Every image is decoded off the main thread, with its EXIF orientation flag applied so a photo shot sideways still lands upright. The tool then computes the target size, hands the pixels to pica — a resampler running a Lanczos3 filter in a Web Worker — and writes the result back to a file through the canvas API.

What the target size comes to depends on the mode. Percentage multiplies both sides by the slider value. In Width & height mode with the ratio locked, the two numbers act as a bounding box: the image is scaled by the smaller of width ÷ original-width and height ÷ original-height, so it fits inside without stretching. Load a 4160 × 3120 phone photo (a 4:3 frame) and set the box to 1080 × 1080. The tool weighs 1080 ÷ 4160 = 0.2596 against 1080 ÷ 3120 = 0.3462, keeps the smaller, and scales everything by 0.2596 — the output is 1080 × 810, saved as beach-1080x810.jpg. The box was square, but the picture kept its 4:3 shape. Because JPEG carries no alpha channel, choosing it composites the image onto a white background first, and the 0.85 quality value is passed straight to the encoder.

Use cases & limitations

Reach for this the moment an upload form rejects your photo for being too big, when a blog or CMS expects images at a fixed column width, or when a folder of screenshots needs trimming to one consistent size before you file a bug report. Enlarging is possible too, though interpolation can’t reinvent detail the sensor never recorded, so blown-up images read soft.
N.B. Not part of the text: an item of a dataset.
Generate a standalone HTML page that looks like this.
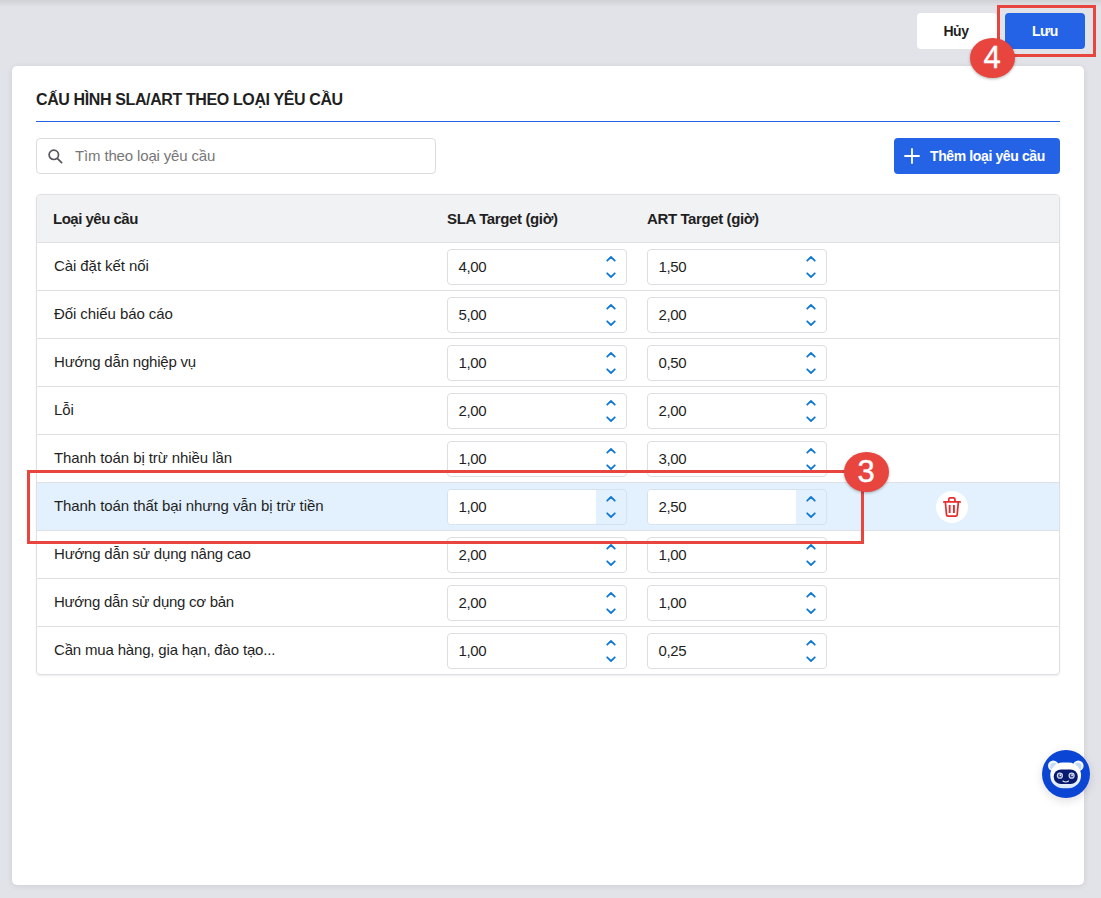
<!DOCTYPE html>
<html lang="vi">
<head>
<meta charset="utf-8">
<title>Cấu hình SLA/ART</title>
<style>
*{box-sizing:border-box;margin:0;padding:0}
html,body{width:1101px;height:898px;overflow:hidden}
body{background:#e2e3e8;font-family:"Liberation Sans",sans-serif;color:#1f1f1f;position:relative}
.topshade{position:absolute;left:0;top:0;width:1101px;height:7px;background:linear-gradient(#d0d1d5,#d9dade 50%,#e2e3e8)}
.btn{position:absolute;top:13px;height:36px;border-radius:4px;font-weight:700;font-size:14px;letter-spacing:-0.4px;display:flex;align-items:center;justify-content:center}
.btn.cancel{left:917px;width:80px;padding-right:2px;background:#fff;color:#1f1f1f}
.btn.save{left:1005px;width:80px;background:#2563e6;color:#fff}
.card{position:absolute;left:12px;top:66px;width:1072px;height:819px;background:#fff;border-radius:5px;box-shadow:0 1px 6px rgba(0,0,0,.09)}
.title{position:absolute;left:24px;top:25px;font-weight:700;font-size:16px;letter-spacing:-0.38px;color:#1f1f1f;white-space:nowrap}
.tline{position:absolute;left:24px;top:55px;width:1024px;height:1px;background:#2563e6}
.search{position:absolute;left:24px;top:72px;width:400px;height:36px;border:1px solid #d9dbe0;border-radius:4px;background:#fff}
.search span{position:absolute;left:38px;top:7.500px;font-size:15px;letter-spacing:-0.15px;color:#777}
.search svg{position:absolute;left:10.500px;top:9.500px}
.add{position:absolute;left:882px;top:72px;width:166px;height:36px;border-radius:4px;background:#2563e6;color:#fff;font-weight:700;font-size:14px;letter-spacing:-0.38px}
.add span{position:absolute;left:36px;top:9.500px;white-space:nowrap}
.add svg{position:absolute;left:10px;top:10px}
.table{position:absolute;left:24px;top:128px;width:1024px;height:481px;border:1px solid #dfe0e4;border-radius:4px;overflow:hidden;box-shadow:0 1px 2px rgba(0,0,0,.08)}
.th{height:48px;background:#f1f2f4;border-bottom:1px solid #dfe0e4;position:relative;font-weight:700;font-size:15px;letter-spacing:-0.5px}
.th span{position:absolute;top:15px;white-space:nowrap}
.row{height:48px;border-bottom:1px solid #dfe0e4;position:relative;font-size:15px}
.row:last-child{border-bottom:none;height:47px}
.row.hl{background:#e2f1fd}
.row .name{position:absolute;left:17px;top:13.500px;letter-spacing:-0.08px;white-space:nowrap}
.num{position:absolute;top:6px;width:180px;height:36px;border:1px solid #dcdee2;border-radius:4px;background:#fff}
.num.a{left:410px}.num.b{left:610px}
.num span{position:absolute;left:10.500px;top:8px;font-size:15px;letter-spacing:-0.4px}
.num svg{position:absolute;right:9px;top:0}
.row.hl .num{background:transparent;border-color:#d5e3ef}
.row.hl .num i{position:absolute;left:0;top:0;width:148px;height:34px;background:#fff;border-radius:3px 0 0 3px}
.trash{position:absolute;left:899px;top:8px;width:32px;height:32px;border-radius:50%;background:#fff}
.trash svg{position:absolute;left:0;top:0}
.redbox{position:absolute;border:3px solid #e8453f}
.badge{position:absolute;width:45px;height:40px;border-radius:50%;background:#e8453f;color:#fff;font-size:31px;text-align:center;line-height:39px;text-indent:-1px;box-shadow:0 1px 3px rgba(0,0,0,.3);-webkit-text-stroke:0.4px #fff}
.bot{position:absolute;left:1042px;top:750px;width:48px;height:48px;border-radius:50%;background:#0a45d4;box-shadow:0 3px 10px rgba(0,0,0,.13)}
.bot svg{position:absolute;left:0;top:0}
</style>
</head>
<body>
<div class="topshade"></div>
<div class="btn cancel">Hủy</div>
<div class="btn save">Lưu</div>
<div class="card">
  <div class="title">CẤU HÌNH SLA/ART THEO LOẠI YÊU CẦU</div>
  <div class="tline"></div>
  <div class="search">
    <svg width="15" height="15" viewBox="0 0 15 15" fill="none" stroke="#54575e" stroke-width="1.7"><circle cx="5.800" cy="5.800" r="4.700"/><path d="M9.300 9.300l4.300 4.300" stroke-linecap="round"/></svg>
    <span>Tìm theo loại yêu cầu</span>
  </div>
  <div class="add">
    <svg width="16" height="16" viewBox="0 0 16 16" stroke="#fff" stroke-width="1.8" stroke-linecap="round"><path d="M8 1v14M1 8h14"/></svg>
    <span>Thêm loại yêu cầu</span>
  </div>
  <div class="table" id="tbl">
    <div class="th"><span style="left:16px">Loại yêu cầu</span><span style="left:410px;letter-spacing:-0.37px">SLA Target (giờ)</span><span style="left:610px;letter-spacing:-0.39px">ART Target (giờ)</span></div>
    <div class="row"><div class="name">Cài đặt kết nối</div><div class="num a"><span>4,00</span><svg width="12" height="34" viewBox="0 0 12 34" fill="none" stroke="#0f78d9" stroke-width="1.75" stroke-linecap="round" stroke-linejoin="round"><path d="M2.2 10.7L6 7l3.8 3.700"/><path d="M2.2 23.300L6 27l3.800-3.700"/></svg></div><div class="num b"><span>1,50</span><svg width="12" height="34" viewBox="0 0 12 34" fill="none" stroke="#0f78d9" stroke-width="1.75" stroke-linecap="round" stroke-linejoin="round"><path d="M2.2 10.7L6 7l3.8 3.700"/><path d="M2.2 23.300L6 27l3.800-3.700"/></svg></div></div>
    <div class="row"><div class="name">Đối chiếu báo cáo</div><div class="num a"><span>5,00</span><svg width="12" height="34" viewBox="0 0 12 34" fill="none" stroke="#0f78d9" stroke-width="1.75" stroke-linecap="round" stroke-linejoin="round"><path d="M2.2 10.7L6 7l3.8 3.700"/><path d="M2.2 23.300L6 27l3.800-3.700"/></svg></div><div class="num b"><span>2,00</span><svg width="12" height="34" viewBox="0 0 12 34" fill="none" stroke="#0f78d9" stroke-width="1.75" stroke-linecap="round" stroke-linejoin="round"><path d="M2.2 10.7L6 7l3.8 3.700"/><path d="M2.2 23.300L6 27l3.800-3.700"/></svg></div></div>
    <div class="row"><div class="name" style="letter-spacing:-0.2px">Hướng dẫn nghiệp vụ</div><div class="num a"><span>1,00</span><svg width="12" height="34" viewBox="0 0 12 34" fill="none" stroke="#0f78d9" stroke-width="1.75" stroke-linecap="round" stroke-linejoin="round"><path d="M2.2 10.7L6 7l3.8 3.700"/><path d="M2.2 23.300L6 27l3.800-3.700"/></svg></div><div class="num b"><span>0,50</span><svg width="12" height="34" viewBox="0 0 12 34" fill="none" stroke="#0f78d9" stroke-width="1.75" stroke-linecap="round" stroke-linejoin="round"><path d="M2.2 10.7L6 7l3.8 3.700"/><path d="M2.2 23.300L6 27l3.800-3.700"/></svg></div></div>
    <div class="row"><div class="name">Lỗi</div><div class="num a"><span>2,00</span><svg width="12" height="34" viewBox="0 0 12 34" fill="none" stroke="#0f78d9" stroke-width="1.75" stroke-linecap="round" stroke-linejoin="round"><path d="M2.2 10.7L6 7l3.8 3.700"/><path d="M2.2 23.300L6 27l3.800-3.700"/></svg></div><div class="num b"><span>2,00</span><svg width="12" height="34" viewBox="0 0 12 34" fill="none" stroke="#0f78d9" stroke-width="1.75" stroke-linecap="round" stroke-linejoin="round"><path d="M2.2 10.7L6 7l3.8 3.700"/><path d="M2.2 23.300L6 27l3.800-3.700"/></svg></div></div>
    <div class="row"><div class="name">Thanh toán bị trừ nhiều lần</div><div class="num a"><span>1,00</span><svg width="12" height="34" viewBox="0 0 12 34" fill="none" stroke="#0f78d9" stroke-width="1.75" stroke-linecap="round" stroke-linejoin="round"><path d="M2.2 10.7L6 7l3.8 3.700"/><path d="M2.2 23.300L6 27l3.800-3.700"/></svg></div><div class="num b"><span>3,00</span><svg width="12" height="34" viewBox="0 0 12 34" fill="none" stroke="#0f78d9" stroke-width="1.75" stroke-linecap="round" stroke-linejoin="round"><path d="M2.2 10.7L6 7l3.8 3.700"/><path d="M2.2 23.300L6 27l3.800-3.700"/></svg></div></div>
    <div class="row hl"><div class="name">Thanh toán thất bại nhưng vẫn bị trừ tiền</div><div class="num a"><i></i><span>1,00</span><svg width="12" height="34" viewBox="0 0 12 34" fill="none" stroke="#0f78d9" stroke-width="1.75" stroke-linecap="round" stroke-linejoin="round"><path d="M2.2 10.7L6 7l3.8 3.700"/><path d="M2.2 23.300L6 27l3.800-3.700"/></svg></div><div class="num b"><i></i><span>2,50</span><svg width="12" height="34" viewBox="0 0 12 34" fill="none" stroke="#0f78d9" stroke-width="1.75" stroke-linecap="round" stroke-linejoin="round"><path d="M2.2 10.7L6 7l3.8 3.700"/><path d="M2.2 23.300L6 27l3.800-3.700"/></svg></div><div class="trash"><svg width="32" height="32" viewBox="0 0 32 32" fill="none" stroke="#e62e2e" stroke-width="1.7" stroke-linejoin="round"><path d="M7.800 10.900H24.200" stroke-linecap="round"/><path d="M12.750 10.900V8.450a1.500 1.500 0 0 1 1.500-1.500h3.200a1.500 1.500 0 0 1 1.500 1.500V10.900"/><path d="M9.350 10.900l1.150 12.700a1.600 1.600 0 0 0 1.600 1.450h7.500a1.600 1.600 0 0 0 1.600-1.450l1.150-12.700"/><path d="M13.650 14V21.900M17.950 14V21.900" stroke-width="1.900"/></svg></div></div>
    <div class="row"><div class="name" style="letter-spacing:-0.2px">Hướng dẫn sử dụng nâng cao</div><div class="num a"><span>2,00</span><svg width="12" height="34" viewBox="0 0 12 34" fill="none" stroke="#0f78d9" stroke-width="1.75" stroke-linecap="round" stroke-linejoin="round"><path d="M2.2 10.7L6 7l3.8 3.700"/><path d="M2.2 23.300L6 27l3.800-3.700"/></svg></div><div class="num b"><span>1,00</span><svg width="12" height="34" viewBox="0 0 12 34" fill="none" stroke="#0f78d9" stroke-width="1.75" stroke-linecap="round" stroke-linejoin="round"><path d="M2.2 10.7L6 7l3.8 3.700"/><path d="M2.2 23.300L6 27l3.800-3.700"/></svg></div></div>
    <div class="row"><div class="name" style="letter-spacing:-0.28px">Hướng dẫn sử dụng cơ bản</div><div class="num a"><span>2,00</span><svg width="12" height="34" viewBox="0 0 12 34" fill="none" stroke="#0f78d9" stroke-width="1.75" stroke-linecap="round" stroke-linejoin="round"><path d="M2.2 10.7L6 7l3.8 3.700"/><path d="M2.2 23.300L6 27l3.800-3.700"/></svg></div><div class="num b"><span>1,00</span><svg width="12" height="34" viewBox="0 0 12 34" fill="none" stroke="#0f78d9" stroke-width="1.75" stroke-linecap="round" stroke-linejoin="round"><path d="M2.2 10.7L6 7l3.8 3.700"/><path d="M2.2 23.300L6 27l3.800-3.700"/></svg></div></div>
    <div class="row"><div class="name" style="letter-spacing:-0.17px">Cần mua hàng, gia hạn, đào tạo...</div><div class="num a"><span>1,00</span><svg width="12" height="34" viewBox="0 0 12 34" fill="none" stroke="#0f78d9" stroke-width="1.75" stroke-linecap="round" stroke-linejoin="round"><path d="M2.2 10.7L6 7l3.8 3.700"/><path d="M2.2 23.300L6 27l3.800-3.700"/></svg></div><div class="num b"><span>0,25</span><svg width="12" height="34" viewBox="0 0 12 34" fill="none" stroke="#0f78d9" stroke-width="1.75" stroke-linecap="round" stroke-linejoin="round"><path d="M2.2 10.7L6 7l3.8 3.700"/><path d="M2.2 23.300L6 27l3.800-3.700"/></svg></div></div>
  </div>
</div>
<div class="redbox" style="left:997px;top:5px;width:99px;height:52px"></div>
<div class="badge" style="left:970px;top:38px">4</div>
<div class="redbox" style="left:27px;top:470px;width:837px;height:74px"></div>
<div class="badge" style="left:844px;top:452px">3</div>
<div class="bot"><svg width="48" height="48" viewBox="0 0 48 48"><defs><linearGradient id="hg" x1="0" y1="0" x2="0" y2="1"><stop offset="0.45" stop-color="#ffffff"/><stop offset="1" stop-color="#d6e6fb"/></linearGradient></defs><circle cx="11.300" cy="15.700" r="5.300" fill="#f4f8fe"/><circle cx="36.300" cy="15.700" r="5.300" fill="#f4f8fe"/><circle cx="11.800" cy="16.400" r="3.700" fill="#c3dbf8"/><circle cx="35.800" cy="16.400" r="3.700" fill="#c3dbf8"/><rect x="8.300" y="12.600" width="30.700" height="25.600" rx="12.500" fill="url(#hg)"/><rect x="11.700" y="19.500" width="24.100" height="14.500" rx="7.250" fill="#071a6e"/><circle cx="17.900" cy="25.700" r="3.100" fill="#cfd8ee"/><circle cx="29.600" cy="25.700" r="3.100" fill="#cfd8ee"/><circle cx="17.900" cy="25.700" r="1.900" fill="#3b4a8c"/><circle cx="29.600" cy="25.700" r="1.900" fill="#3b4a8c"/><circle cx="18.400" cy="25.100" r="0.900" fill="#fff"/><circle cx="30.100" cy="25.100" r="0.900" fill="#fff"/><path d="M20.900 31q2.850 1.900 5.700 0" stroke="#eef3fd" stroke-width="1.100" fill="none" stroke-linecap="round"/></svg></div>
</body>
</html>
Two limits are worth knowing. Everything is written back through a canvas, so an animated GIF collapses to its first frame — that one frame is saved as a PNG, not a moving image. And any lossy round trip recompresses: resizing a JPEG at 0.85 quality re-encodes it, so putting the same file through repeatedly will slowly soften its edges. When you want a smaller file at the same resolution, the image compressor trades quality for bytes without changing dimensions; to swap only the file type, the image converter is the direct path; and for square app icons at set sizes, the favicon generator handles the crop-and-scale in one pass.

Privacy note

Nothing you drop here is uploaded. Decoding, resizing and re-encoding all happen inside the tab — pica’s filter runs in a Web Worker on your device, and the page never issues a request that carries pixel data, so a batch finishes just as readily with the network switched off after the page has loaded. The file you download is a fresh copy; where it goes next is entirely your call.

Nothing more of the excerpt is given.